§ Data shown
================================

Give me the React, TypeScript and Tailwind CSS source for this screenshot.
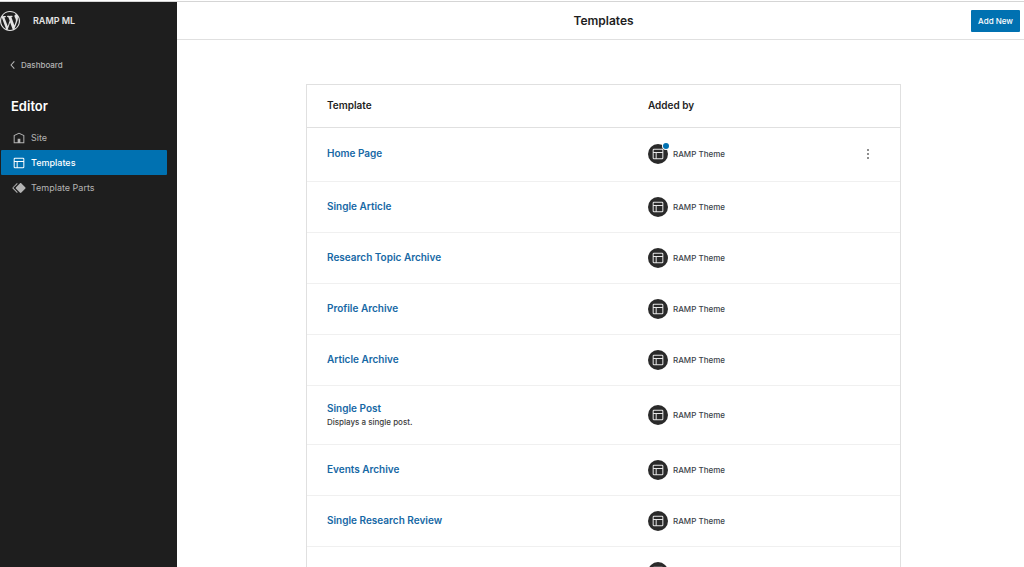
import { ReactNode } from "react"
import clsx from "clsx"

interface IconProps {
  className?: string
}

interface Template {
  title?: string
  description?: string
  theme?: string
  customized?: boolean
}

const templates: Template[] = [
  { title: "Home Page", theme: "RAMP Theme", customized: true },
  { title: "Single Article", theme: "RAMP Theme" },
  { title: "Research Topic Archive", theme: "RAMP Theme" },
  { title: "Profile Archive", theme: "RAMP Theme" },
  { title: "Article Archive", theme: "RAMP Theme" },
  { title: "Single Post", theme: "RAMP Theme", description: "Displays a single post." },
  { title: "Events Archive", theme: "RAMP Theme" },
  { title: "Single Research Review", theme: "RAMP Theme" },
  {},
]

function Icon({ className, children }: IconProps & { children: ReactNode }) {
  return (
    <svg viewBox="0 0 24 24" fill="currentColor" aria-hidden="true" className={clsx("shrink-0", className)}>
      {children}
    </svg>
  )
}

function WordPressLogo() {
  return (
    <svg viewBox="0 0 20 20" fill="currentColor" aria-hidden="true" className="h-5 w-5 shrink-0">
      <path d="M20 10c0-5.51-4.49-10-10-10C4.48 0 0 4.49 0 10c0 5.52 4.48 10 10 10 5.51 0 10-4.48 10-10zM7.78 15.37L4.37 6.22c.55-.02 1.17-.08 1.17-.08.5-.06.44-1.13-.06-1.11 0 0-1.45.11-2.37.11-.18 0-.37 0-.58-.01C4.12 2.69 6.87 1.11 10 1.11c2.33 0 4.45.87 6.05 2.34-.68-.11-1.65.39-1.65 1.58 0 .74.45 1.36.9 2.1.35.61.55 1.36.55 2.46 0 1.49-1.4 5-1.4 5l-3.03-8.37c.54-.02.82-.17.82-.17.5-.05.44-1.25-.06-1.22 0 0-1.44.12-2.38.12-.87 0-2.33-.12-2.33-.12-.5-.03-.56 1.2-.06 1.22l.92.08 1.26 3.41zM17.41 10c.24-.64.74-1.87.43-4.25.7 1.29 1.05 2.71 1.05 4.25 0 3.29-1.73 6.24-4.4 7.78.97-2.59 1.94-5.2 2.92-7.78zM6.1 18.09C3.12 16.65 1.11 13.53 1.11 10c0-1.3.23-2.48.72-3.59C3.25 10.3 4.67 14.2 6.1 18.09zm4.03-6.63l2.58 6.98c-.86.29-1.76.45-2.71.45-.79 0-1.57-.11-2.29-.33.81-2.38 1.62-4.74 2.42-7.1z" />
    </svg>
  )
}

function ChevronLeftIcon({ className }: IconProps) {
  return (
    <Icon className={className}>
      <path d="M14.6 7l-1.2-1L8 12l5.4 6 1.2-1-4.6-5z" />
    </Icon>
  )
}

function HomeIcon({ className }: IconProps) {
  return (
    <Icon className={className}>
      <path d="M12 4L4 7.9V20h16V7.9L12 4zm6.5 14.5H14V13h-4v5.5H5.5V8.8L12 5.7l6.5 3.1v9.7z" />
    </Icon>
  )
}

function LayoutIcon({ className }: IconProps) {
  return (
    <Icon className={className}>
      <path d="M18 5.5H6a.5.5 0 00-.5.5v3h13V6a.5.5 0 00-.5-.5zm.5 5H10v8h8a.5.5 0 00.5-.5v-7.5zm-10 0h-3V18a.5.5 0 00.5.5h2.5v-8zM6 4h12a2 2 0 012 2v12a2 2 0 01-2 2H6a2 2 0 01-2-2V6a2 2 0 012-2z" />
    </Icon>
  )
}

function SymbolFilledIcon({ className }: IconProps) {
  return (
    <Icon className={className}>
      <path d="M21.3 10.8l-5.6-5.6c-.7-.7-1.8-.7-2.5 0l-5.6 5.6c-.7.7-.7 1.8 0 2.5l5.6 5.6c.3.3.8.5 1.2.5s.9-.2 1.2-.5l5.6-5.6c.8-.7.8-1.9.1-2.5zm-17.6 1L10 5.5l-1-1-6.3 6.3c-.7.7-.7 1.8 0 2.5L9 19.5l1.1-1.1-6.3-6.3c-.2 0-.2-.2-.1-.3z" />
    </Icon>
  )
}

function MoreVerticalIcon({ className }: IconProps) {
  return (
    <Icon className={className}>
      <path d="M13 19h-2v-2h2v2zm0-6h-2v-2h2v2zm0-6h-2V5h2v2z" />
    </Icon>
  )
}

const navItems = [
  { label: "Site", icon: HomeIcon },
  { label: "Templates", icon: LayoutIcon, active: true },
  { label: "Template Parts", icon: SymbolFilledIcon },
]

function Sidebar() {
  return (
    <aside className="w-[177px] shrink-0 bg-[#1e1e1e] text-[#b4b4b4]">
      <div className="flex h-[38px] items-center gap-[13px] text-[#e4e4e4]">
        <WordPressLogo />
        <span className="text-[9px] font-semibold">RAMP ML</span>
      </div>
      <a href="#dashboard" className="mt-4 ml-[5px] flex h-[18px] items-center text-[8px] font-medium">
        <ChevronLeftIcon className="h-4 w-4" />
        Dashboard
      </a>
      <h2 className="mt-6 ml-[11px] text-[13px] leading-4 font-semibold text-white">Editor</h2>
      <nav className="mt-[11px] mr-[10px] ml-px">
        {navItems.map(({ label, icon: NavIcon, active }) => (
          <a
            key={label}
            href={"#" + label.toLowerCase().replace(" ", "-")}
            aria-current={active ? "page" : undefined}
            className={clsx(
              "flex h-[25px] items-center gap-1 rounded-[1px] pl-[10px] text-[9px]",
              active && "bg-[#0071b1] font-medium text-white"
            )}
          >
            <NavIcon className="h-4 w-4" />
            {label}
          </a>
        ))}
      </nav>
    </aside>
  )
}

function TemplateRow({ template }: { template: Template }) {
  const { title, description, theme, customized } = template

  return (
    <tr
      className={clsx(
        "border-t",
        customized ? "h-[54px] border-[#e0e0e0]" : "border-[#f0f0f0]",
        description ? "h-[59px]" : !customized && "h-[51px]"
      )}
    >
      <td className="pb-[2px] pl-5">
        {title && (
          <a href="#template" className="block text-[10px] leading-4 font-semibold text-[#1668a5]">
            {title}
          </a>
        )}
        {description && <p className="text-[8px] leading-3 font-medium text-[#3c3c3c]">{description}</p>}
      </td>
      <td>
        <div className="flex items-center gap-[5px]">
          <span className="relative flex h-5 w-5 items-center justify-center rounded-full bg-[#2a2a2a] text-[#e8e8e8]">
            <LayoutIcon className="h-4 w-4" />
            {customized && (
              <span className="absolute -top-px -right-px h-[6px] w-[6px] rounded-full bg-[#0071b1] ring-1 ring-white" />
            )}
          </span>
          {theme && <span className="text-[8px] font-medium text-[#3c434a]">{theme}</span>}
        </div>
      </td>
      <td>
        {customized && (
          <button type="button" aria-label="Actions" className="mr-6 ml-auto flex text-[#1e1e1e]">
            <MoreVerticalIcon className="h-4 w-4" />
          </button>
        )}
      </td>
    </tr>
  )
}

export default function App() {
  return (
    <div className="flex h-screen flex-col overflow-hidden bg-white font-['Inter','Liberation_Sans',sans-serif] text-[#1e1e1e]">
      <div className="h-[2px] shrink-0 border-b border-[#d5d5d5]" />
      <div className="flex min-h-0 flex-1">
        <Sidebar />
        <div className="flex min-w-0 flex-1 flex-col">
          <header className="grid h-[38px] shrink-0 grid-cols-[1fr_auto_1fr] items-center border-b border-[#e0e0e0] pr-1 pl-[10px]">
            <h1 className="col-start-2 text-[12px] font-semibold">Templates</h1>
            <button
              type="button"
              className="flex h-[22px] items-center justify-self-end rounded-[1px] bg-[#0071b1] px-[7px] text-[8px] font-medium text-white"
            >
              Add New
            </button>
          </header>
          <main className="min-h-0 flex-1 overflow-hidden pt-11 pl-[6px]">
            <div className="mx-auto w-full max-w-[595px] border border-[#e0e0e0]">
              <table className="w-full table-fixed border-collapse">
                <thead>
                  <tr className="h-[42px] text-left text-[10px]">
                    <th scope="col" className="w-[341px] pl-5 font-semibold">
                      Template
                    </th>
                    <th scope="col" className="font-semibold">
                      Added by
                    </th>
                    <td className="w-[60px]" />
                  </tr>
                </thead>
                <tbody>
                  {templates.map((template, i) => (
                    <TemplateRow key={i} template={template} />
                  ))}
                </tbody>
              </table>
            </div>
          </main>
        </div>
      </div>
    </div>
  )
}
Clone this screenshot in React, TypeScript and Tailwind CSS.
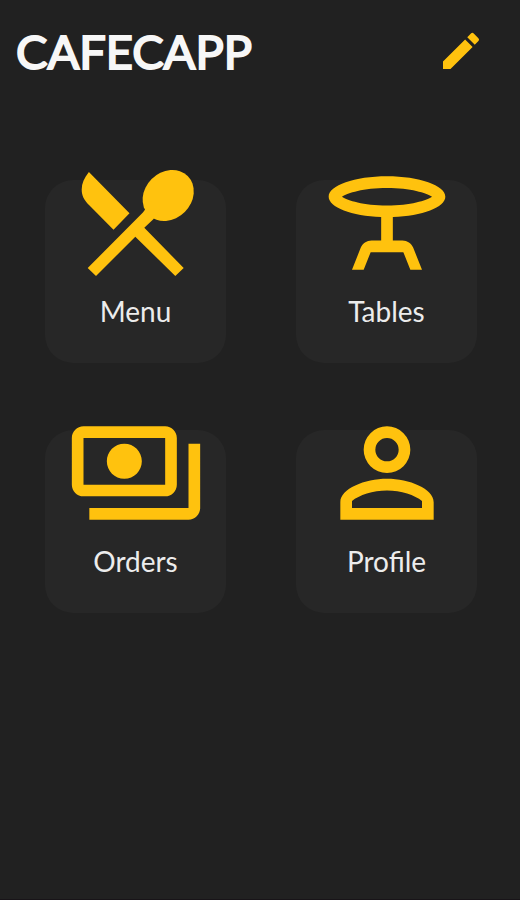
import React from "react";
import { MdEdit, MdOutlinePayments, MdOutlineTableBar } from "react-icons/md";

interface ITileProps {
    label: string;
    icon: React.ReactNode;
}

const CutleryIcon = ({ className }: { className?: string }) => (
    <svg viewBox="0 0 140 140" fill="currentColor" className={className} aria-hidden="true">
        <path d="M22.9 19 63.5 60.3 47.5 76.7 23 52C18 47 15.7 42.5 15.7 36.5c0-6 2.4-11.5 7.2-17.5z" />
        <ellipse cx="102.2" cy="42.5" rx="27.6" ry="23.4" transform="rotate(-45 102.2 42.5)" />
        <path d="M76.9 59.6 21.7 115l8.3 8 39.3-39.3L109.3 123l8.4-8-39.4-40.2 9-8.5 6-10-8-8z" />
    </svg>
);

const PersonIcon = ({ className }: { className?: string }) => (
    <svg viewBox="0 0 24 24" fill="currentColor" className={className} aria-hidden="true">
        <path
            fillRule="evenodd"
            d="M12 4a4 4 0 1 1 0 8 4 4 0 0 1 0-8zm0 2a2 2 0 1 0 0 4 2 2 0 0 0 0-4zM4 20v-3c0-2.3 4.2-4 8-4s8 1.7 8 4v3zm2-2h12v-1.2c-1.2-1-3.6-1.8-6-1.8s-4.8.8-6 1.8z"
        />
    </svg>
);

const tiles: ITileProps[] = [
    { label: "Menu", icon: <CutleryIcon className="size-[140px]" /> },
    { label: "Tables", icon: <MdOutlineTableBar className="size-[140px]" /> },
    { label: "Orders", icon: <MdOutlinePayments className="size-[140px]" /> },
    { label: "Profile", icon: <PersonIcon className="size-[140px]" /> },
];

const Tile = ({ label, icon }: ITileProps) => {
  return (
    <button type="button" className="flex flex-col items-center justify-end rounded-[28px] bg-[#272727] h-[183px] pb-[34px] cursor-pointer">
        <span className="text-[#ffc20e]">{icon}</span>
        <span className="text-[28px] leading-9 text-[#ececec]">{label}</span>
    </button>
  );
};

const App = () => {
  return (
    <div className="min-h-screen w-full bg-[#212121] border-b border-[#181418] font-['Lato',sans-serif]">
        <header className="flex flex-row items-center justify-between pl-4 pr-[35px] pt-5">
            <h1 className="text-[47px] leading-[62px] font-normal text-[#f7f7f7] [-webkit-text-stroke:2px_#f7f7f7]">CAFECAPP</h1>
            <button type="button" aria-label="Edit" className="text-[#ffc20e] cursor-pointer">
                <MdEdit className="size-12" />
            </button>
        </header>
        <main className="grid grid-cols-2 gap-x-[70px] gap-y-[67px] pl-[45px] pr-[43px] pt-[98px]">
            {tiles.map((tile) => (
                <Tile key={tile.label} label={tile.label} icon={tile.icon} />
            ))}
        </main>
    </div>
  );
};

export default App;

================================

§ What you are asked to do
From the records given above, copy all lines containing "TypeScript".

§ Answer to this task
Give me the React, TypeScript and Tailwind CSS source for this screenshot.
Clone this screenshot in React, TypeScript and Tailwind CSS.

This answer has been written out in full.